It is quite common for divorcees to claim that they have been placed under undue pressure to strike an unfavourable financial deal. However, in one big money case recently reviewed by Stuart Barton, a judge ruled that a wife was no lamb to the slaughter but voluntarily signed up to a compromise with her ex-husband which was toasted with champagne.
The German couple, aged in their 70s, enjoyed an immensely high standard of living during their marriage of over 30 years. Following their divorce in Germany, there was a meeting at a hotel during which both signed a settlement agreement by which the husband was to make substantial financial and other provision for the wife.
She, however, went on to swiftly repudiate the agreement and launched proceedings in England – where she resided – seeking financial relief against the husband under the Matrimonial and Family Proceedings Act 1984. She asserted that he and the couple’s son had placed her under massive pressure to enter into the agreement, which she had not signed of her own free will.
Rejecting those allegations, however, the judge found that she was the driving force behind the meeting taking place and that she could not be viewed as a supplicant cowed into submission by a bullying ex-husband and son. Far from being upset, disappointed or distressed at the meeting, her mood was one of relief. She willingly engaged in the champagne toast and considered at the time that she had achieved a good result. She signed the agreement voluntarily, with her eyes open.
Her subsequent repudiation of the deal was an act of foolishness that only served to weaken her position. The terms of the agreement were, in any event, not unfair and the provision it made for her future fell very much within the bracket of awards that she might have obtained from an English court.

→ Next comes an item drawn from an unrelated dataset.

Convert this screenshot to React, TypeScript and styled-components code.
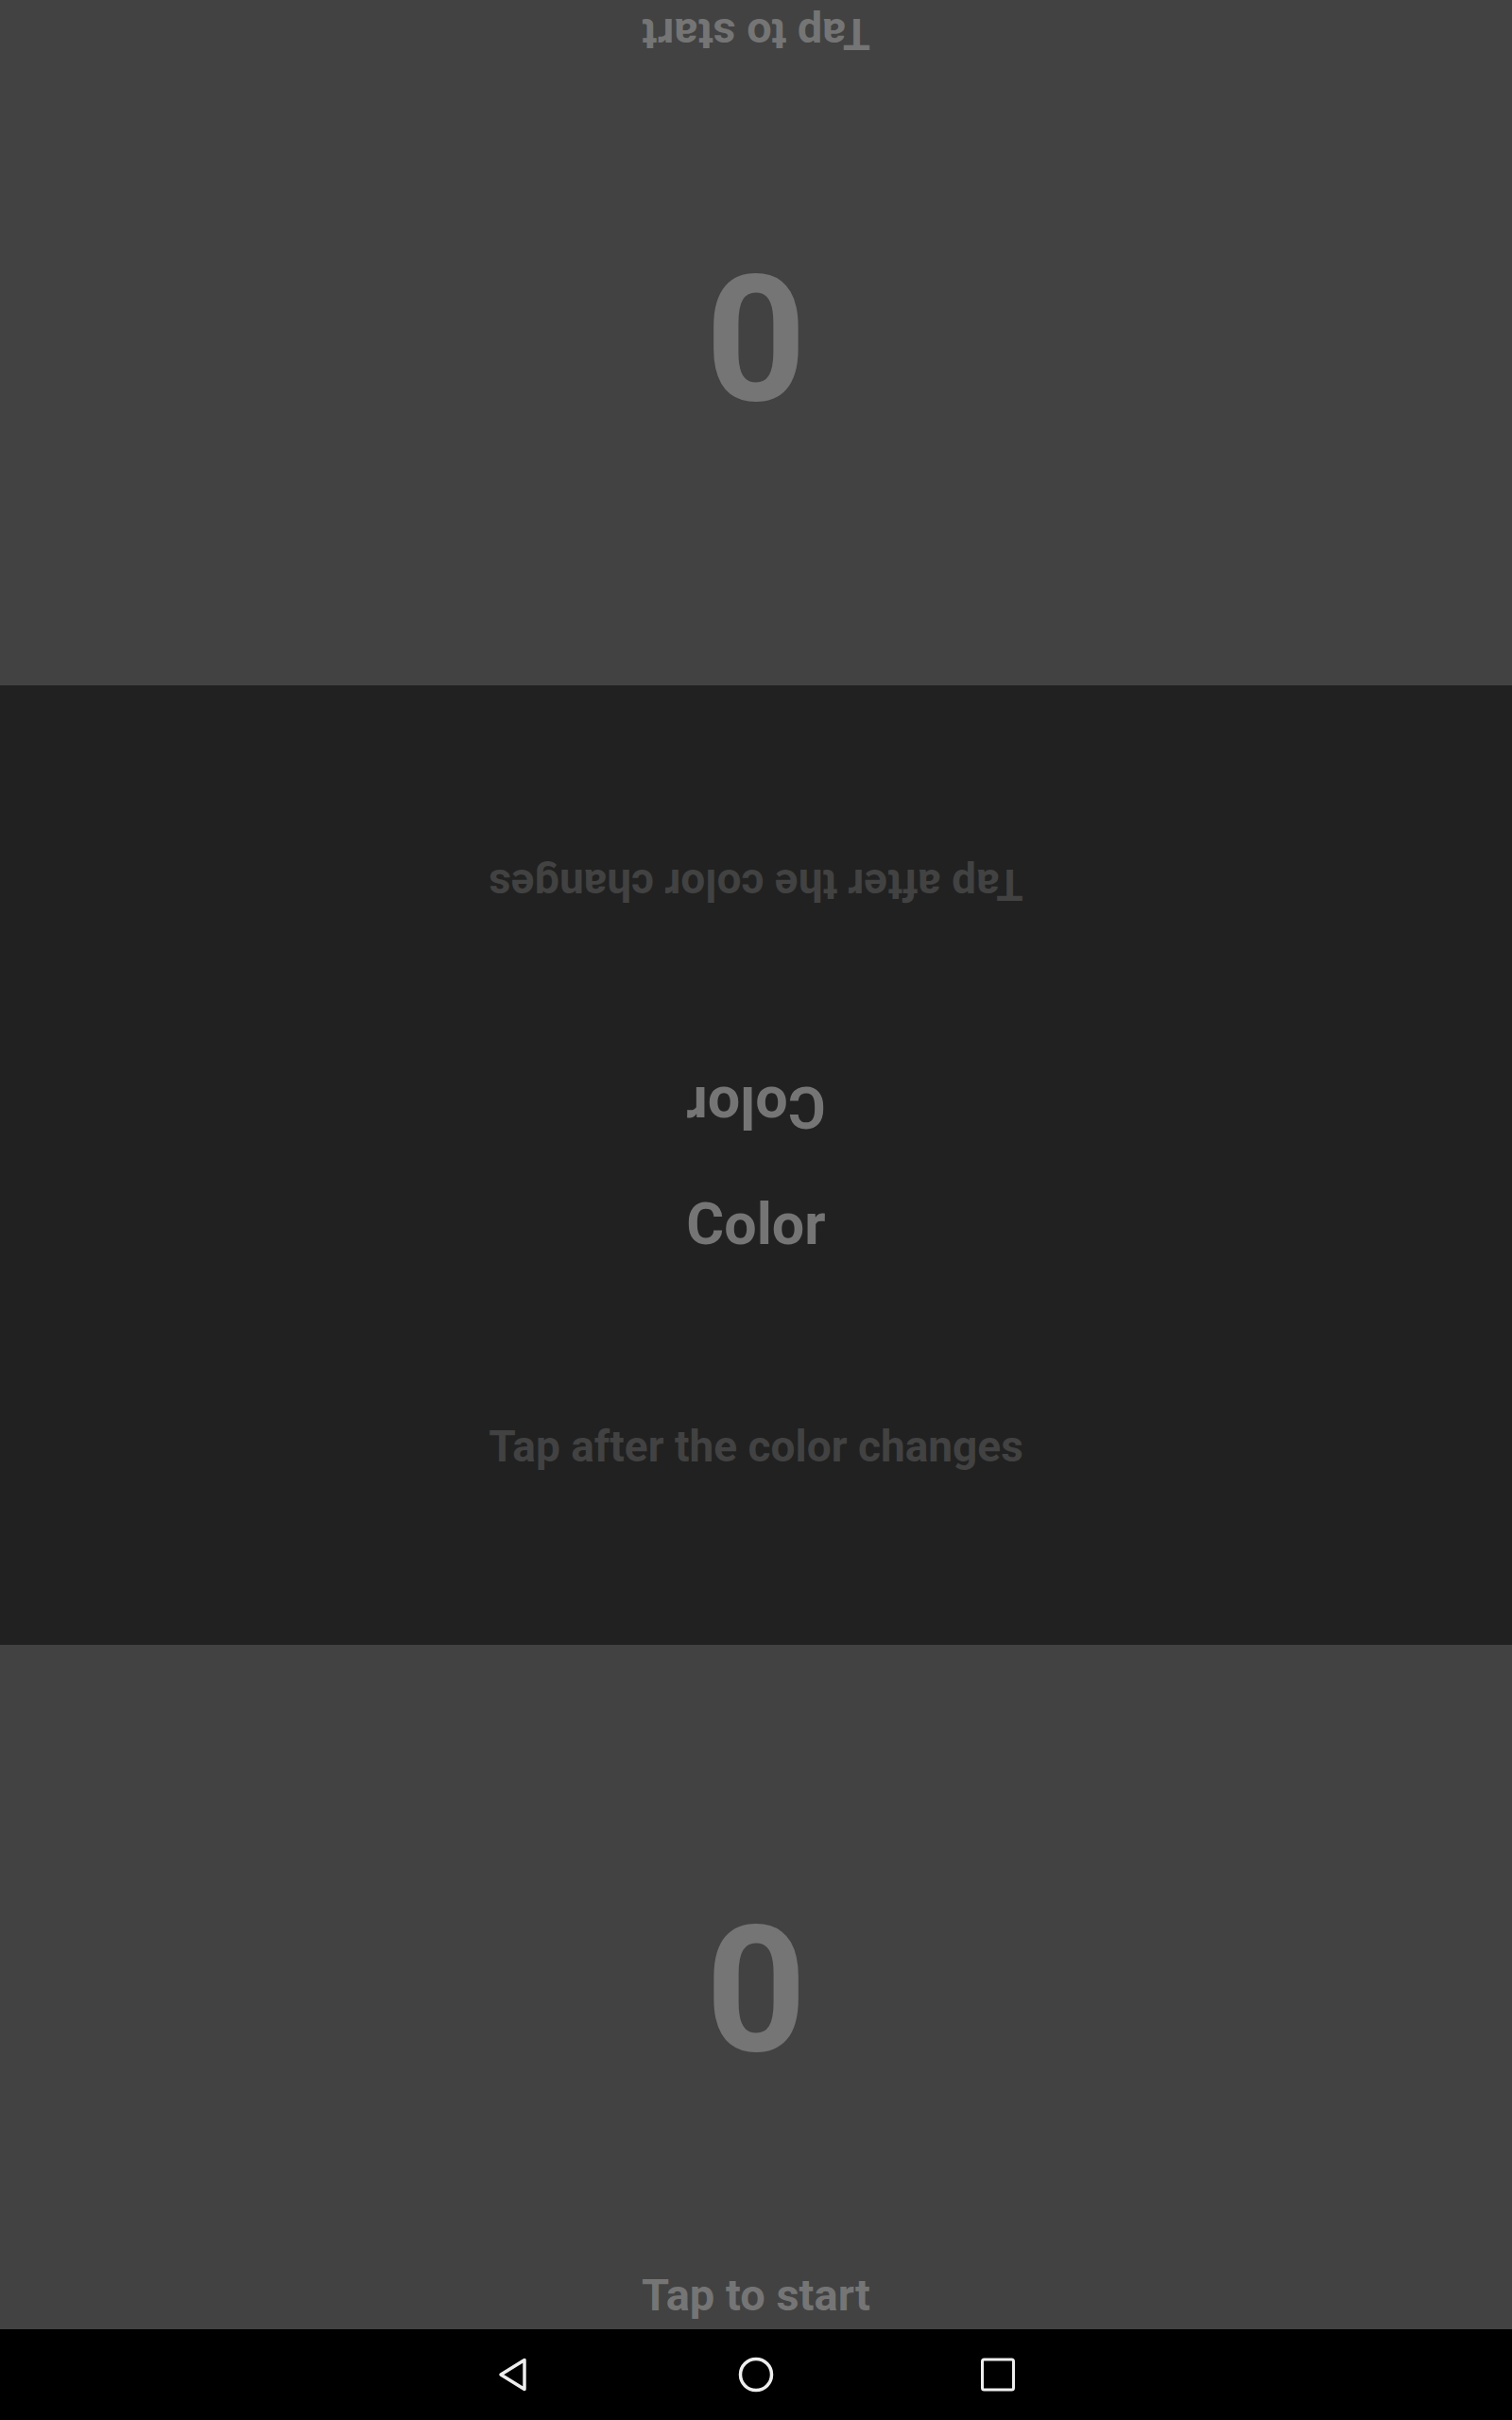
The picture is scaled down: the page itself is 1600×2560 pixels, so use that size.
import styled, { createGlobalStyle } from "styled-components";

const GlobalStyle = createGlobalStyle`
  html, body {
    margin: 0;
    padding: 0;
    background: #000;
  }
  body {
    font-family: Roboto, "Liberation Sans", sans-serif;
  }
`;

const Screen = styled.div`
  display: flex;
  flex-direction: column;
  width: 1600px;
  height: 2560px;
  overflow: hidden;
`;

const PlayerPanel = styled.div<{ $flipped?: boolean }>`
  display: grid;
  grid-template-areas: "stack";
  justify-items: center;
  height: ${(p) => (p.$flipped ? 725 : 724)}px;
  flex-shrink: 0;
  background: #424242;
  transform: ${(p) => (p.$flipped ? "rotate(180deg)" : "none")};
`;

const Score = styled.div<{ $shift: number }>`
  grid-area: stack;
  align-self: center;
  margin-top: ${(p) => p.$shift}px;
  font-size: 186px;
  line-height: 1;
  font-weight: 700;
  color: #757575;
`;

const StartLabel = styled.div`
  grid-area: stack;
  align-self: end;
  padding-bottom: 13px;
  font-size: 47px;
  line-height: 1;
  font-weight: 700;
  color: #757575;
`;

const Arena = styled.div`
  display: flex;
  flex-direction: column;
  height: 1015px;
  flex-shrink: 0;
  background: #212121;
`;

const ArenaHalf = styled.div<{ $flipped?: boolean }>`
  flex: 1;
  display: flex;
  flex-direction: column;
  align-items: center;
  padding-top: 32px;
  transform: ${(p) => (p.$flipped ? "rotate(180deg)" : "none")};
`;

const ColorWord = styled.div`
  font-size: 61px;
  line-height: 1;
  font-weight: 700;
  color: #757575;
`;

const Hint = styled.div`
  margin-top: 181px;
  font-size: 46px;
  line-height: 1;
  font-weight: 700;
  color: #424242;
`;

const NavBar = styled.div`
  flex: 1;
  display: flex;
  justify-content: center;
  align-items: center;
  background: #000;
`;

const NavButton = styled.div`
  width: 256px;
  height: 96px;
  display: flex;
  align-items: center;
  justify-content: center;
  color: #eeeeee;
`;

const iconProps = {
  width: 40,
  height: 40,
  viewBox: "0 0 40 40",
  fill: "none",
  stroke: "currentColor",
  strokeWidth: 3.5,
  strokeLinejoin: "round" as const,
};

function PlayerSide({ flipped }: { flipped?: boolean }) {
  return (
    <PlayerPanel $flipped={flipped}>
      <Score $shift={flipped ? 14 : 6}>0</Score>
      <StartLabel>Tap to start</StartLabel>
    </PlayerPanel>
  );
}

function ArenaSide({ flipped }: { flipped?: boolean }) {
  return (
    <ArenaHalf $flipped={flipped}>
      <ColorWord>Color</ColorWord>
      <Hint>Tap after the color changes</Hint>
    </ArenaHalf>
  );
}

export default function App() {
  return (
    <>
      <GlobalStyle />
      <Screen>
        <PlayerSide flipped />
        <Arena>
          <ArenaSide flipped />
          <ArenaSide />
        </Arena>
        <PlayerSide />
        <NavBar>
          <NavButton>
            <svg {...iconProps}>
              <path d="M31 4.5 L31 35.5 L6 20 Z" />
            </svg>
          </NavButton>
          <NavButton>
            <svg {...iconProps}>
              <circle cx="20" cy="20" r="16.5" />
            </svg>
          </NavButton>
          <NavButton>
            <svg {...iconProps} strokeWidth={3}>
              <rect x="3.5" y="4" width="33" height="32" rx="2" />
            </svg>
          </NavButton>
        </NavBar>
      </Screen>
    </>
  );
}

Despite her repudiation of the agreement, the judge was confident that the husband – who had professed his wish to do the right thing by her – would comply with its terms. In order to secure her position, however, the provisions of the agreement were encapsulated in an order of the court. The judge hoped that his ruling would mark an end to the years of strife that had riven the family.
We Asked Senior Associate Solicitor Stuart Barton For His Expert Insight
Whilst it is not unheard of for a party to seek to repudiate a settlement agreement arising from divorce, the circumstances when the Family Court will allow such an agreement to be challenged are rare indeed. If a party is considering such a challenge, obtaining sound legal advice before committing to any course of action is highly recommended, as the wife found to her cost in this case.